Throughout the golf course, the elevation changes make for lots of challenges and some memorable holes. The 365-yard fourth features a sharp elevation drop from tee to fairway, which runs into a water hazard. The second shot plays into a postcard-perfect green complex with water and a railroad-tie revetment to the right.
The approach into the green at the 528-yard, par-5 ninth ranks arguably as one of the prettiest shots on the lake. Players, depending on their drives and lay-up decisions, face anywhere from a 6-iron to a wedge shot some 40 feet down over two waterfalls to a small, kidney-shaped green.
The 414-yard 13th must be a local favorite, with its tight driving corridor into a fairway guarded on the right by trees and a babbling brook. A marina on the lake serves as backdrop to the slightly elevated green and makes the hole so visually pleasing that I almost forgot my anger at losing a ball in the aforementioned brook.

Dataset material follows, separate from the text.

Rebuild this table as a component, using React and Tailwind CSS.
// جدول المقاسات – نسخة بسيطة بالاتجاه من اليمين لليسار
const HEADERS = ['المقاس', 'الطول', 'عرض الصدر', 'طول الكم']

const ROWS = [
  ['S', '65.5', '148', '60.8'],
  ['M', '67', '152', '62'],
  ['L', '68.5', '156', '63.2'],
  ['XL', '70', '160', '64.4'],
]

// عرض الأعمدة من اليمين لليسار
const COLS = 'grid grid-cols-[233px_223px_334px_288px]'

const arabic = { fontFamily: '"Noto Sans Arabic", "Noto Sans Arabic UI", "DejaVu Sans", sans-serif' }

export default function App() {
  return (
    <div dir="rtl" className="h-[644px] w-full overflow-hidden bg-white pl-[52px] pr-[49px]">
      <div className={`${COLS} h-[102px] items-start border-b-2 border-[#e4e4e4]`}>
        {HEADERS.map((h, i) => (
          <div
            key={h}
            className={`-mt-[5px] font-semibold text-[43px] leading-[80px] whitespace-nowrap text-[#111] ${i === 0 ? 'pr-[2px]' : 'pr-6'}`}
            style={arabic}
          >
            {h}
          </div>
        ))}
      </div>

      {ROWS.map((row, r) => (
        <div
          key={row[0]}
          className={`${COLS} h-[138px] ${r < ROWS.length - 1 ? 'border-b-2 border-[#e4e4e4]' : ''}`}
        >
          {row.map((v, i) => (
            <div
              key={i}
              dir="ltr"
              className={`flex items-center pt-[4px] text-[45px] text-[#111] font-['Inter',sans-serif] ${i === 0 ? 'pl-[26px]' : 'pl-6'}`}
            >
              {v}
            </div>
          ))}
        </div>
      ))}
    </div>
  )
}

Like many of the 13 golf courses found around Lake of the Ozarks, The Oaks at Tan-Tar-A Resort is not overly long, but the dramatic elevation changes call for careful club choices and precise shot-making. The zoysia fairways and bentgrass greens appeared in generally good condition for my visit, though some hardpan patches existed around a couple greens and on the fairway edges. The greens on few of the holes -- like the 12th and 16th -- could be framed more attractively with bunkers or even flowerbeds.
As with all zoysia fairways, the ball seems teed up, making for good contact. But the Bermuda rough grew so lush it was possible to lose your ball while standing just a few inches from it. In fact, we found a dozen balls from previous groups nestled into the thick rough just off several fairways.
With rates topping out at just $55 during peak season, The Oaks is a highly recommended stop for golfers visiting the Lake of the Ozarks. Tan-Tar-A Resort includes 850 rooms, numerous shops, eating venues and recreational activities for guests and non-guest visitors.